Information supplied =

--------------------------------------------------

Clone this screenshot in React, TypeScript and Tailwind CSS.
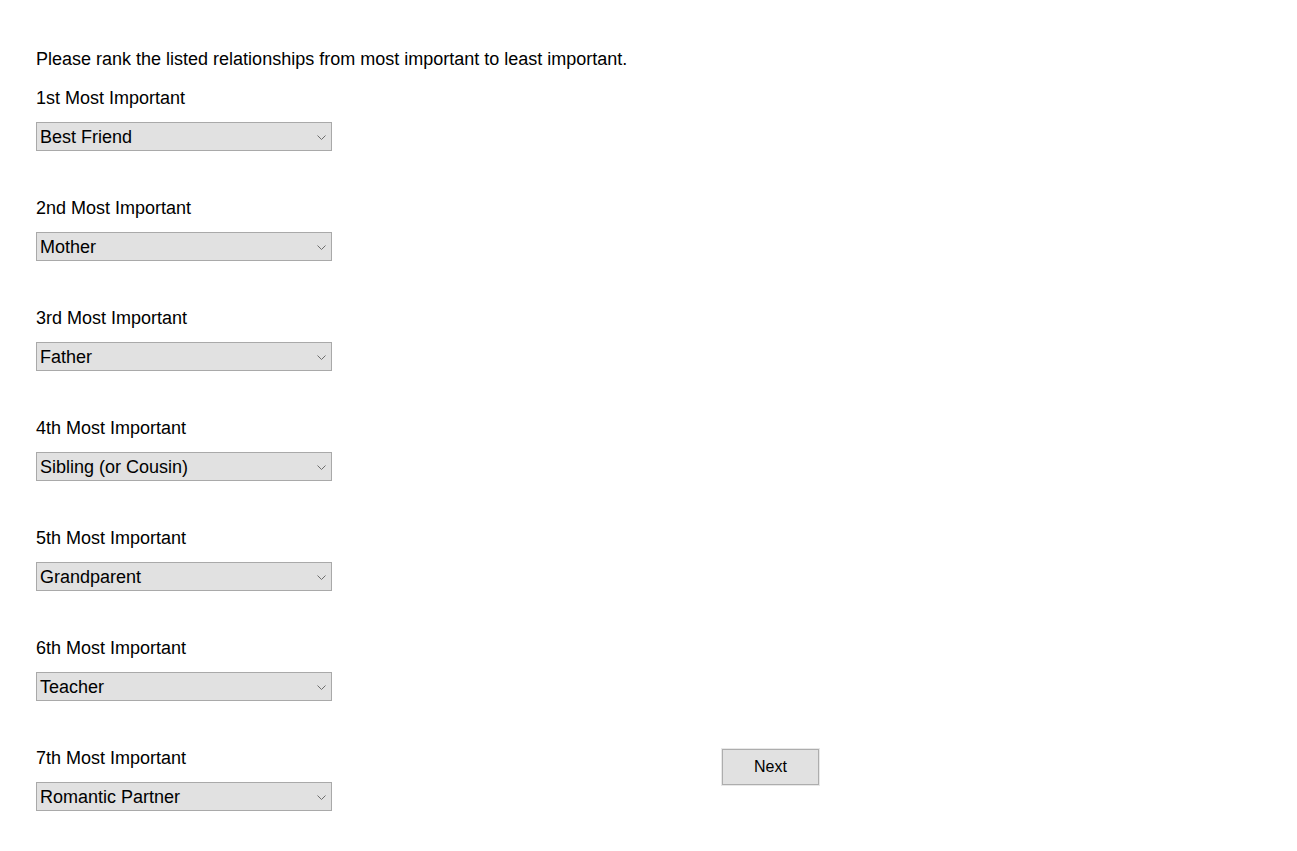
import React from "react";

const items = [
  ["1st Most Important", "Best Friend"],
  ["2nd Most Important", "Mother"],
  ["3rd Most Important", "Father"],
  ["4th Most Important", "Sibling (or Cousin)"],
  ["5th Most Important", "Grandparent"],
  ["6th Most Important", "Teacher"],
  ["7th Most Important", "Romantic Partner"],
];

function Select({ value }: { value: string }) {
  return (
    <div className="relative mt-[15px] h-[29px] w-[296px] border border-[#a9a9a9] bg-[#e1e1e1]">
      <div className="pl-[3px] pt-[1px] text-[18px] leading-[27px] text-black">{value}</div>
      <svg
        className="absolute right-[5px] top-[12px]"
        width="9"
        height="5"
        viewBox="0 0 9 5"
      >
        <path d="M0.5 0.5 L4.5 4.5 L8.5 0.5" fill="none" stroke="#6d6d6d" strokeWidth="1" />
      </svg>
    </div>
  );
}

function Group({ label, value, first }: { label: string; value: string; first?: boolean }) {
  return (
    <div className={first ? "mt-[21px]" : "mt-[48px]"}>
      <div className="h-[18px] text-[18px] leading-[18px] text-black">{label}</div>
      <Select value={value} />
    </div>
  );
}

export default function App() {
  return (
    <div
      className="min-h-[851px] bg-white pl-[36px] pt-[50px] text-black"
      style={{ fontFamily: '"Liberation Sans", Arial, sans-serif' }}
    >
      <div className="h-[18px] text-[18px] leading-[18px]">
        Please rank the listed relationships from most important to least important.
      </div>
      {items.slice(0, 6).map(([l, v], i) => (
        <Group key={l} label={l} value={v} first={i === 0} />
      ))}
      <div className="flex items-start">
        <Group label={items[6][0]} value={items[6][1]} />
        <button className="ml-[390px] mt-[48px] h-[36px] w-[97px] border border-[#adadad] bg-[#e1e1e1] text-[16px] text-black outline outline-1 outline-[#e8e8e8]">
          Next
        </button>
      </div>
    </div>
  );
}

--------------------------------------------------

Exercise = Give an exact reproduction of every line, leaving out any picture.

Answer =
Clone this screenshot in React, TypeScript and Tailwind CSS.
import React from "react";

const items = [
  ["1st Most Important", "Best Friend"],
  ["2nd Most Important", "Mother"],
  ["3rd Most Important", "Father"],
  ["4th Most Important", "Sibling (or Cousin)"],
  ["5th Most Important", "Grandparent"],
  ["6th Most Important", "Teacher"],
  ["7th Most Important", "Romantic Partner"],
];

function Select({ value }: { value: string }) {
  return (
    <div className="relative mt-[15px] h-[29px] w-[296px] border border-[#a9a9a9] bg-[#e1e1e1]">
      <div className="pl-[3px] pt-[1px] text-[18px] leading-[27px] text-black">{value}</div>
      <svg
        className="absolute right-[5px] top-[12px]"
        width="9"
        height="5"
        viewBox="0 0 9 5"
      >
        <path d="M0.5 0.5 L4.5 4.5 L8.5 0.5" fill="none" stroke="#6d6d6d" strokeWidth="1" />
      </svg>
    </div>
  );
}

function Group({ label, value, first }: { label: string; value: string; first?: boolean }) {
  return (
    <div className={first ? "mt-[21px]" : "mt-[48px]"}>
      <div className="h-[18px] text-[18px] leading-[18px] text-black">{label}</div>
      <Select value={value} />
    </div>
  );
}

export default function App() {
  return (
    <div
      className="min-h-[851px] bg-white pl-[36px] pt-[50px] text-black"
      style={{ fontFamily: '"Liberation Sans", Arial, sans-serif' }}
    >
      <div className="h-[18px] text-[18px] leading-[18px]">
        Please rank the listed relationships from most important to least important.
      </div>
      {items.slice(0, 6).map(([l, v], i) => (
        <Group key={l} label={l} value={v} first={i === 0} />
      ))}
      <div className="flex items-start">
        <Group label={items[6][0]} value={items[6][1]} />
        <button className="ml-[390px] mt-[48px] h-[36px] w-[97px] border border-[#adadad] bg-[#e1e1e1] text-[16px] text-black outline outline-1 outline-[#e8e8e8]">
          Next
        </button>
      </div>
    </div>
  );
}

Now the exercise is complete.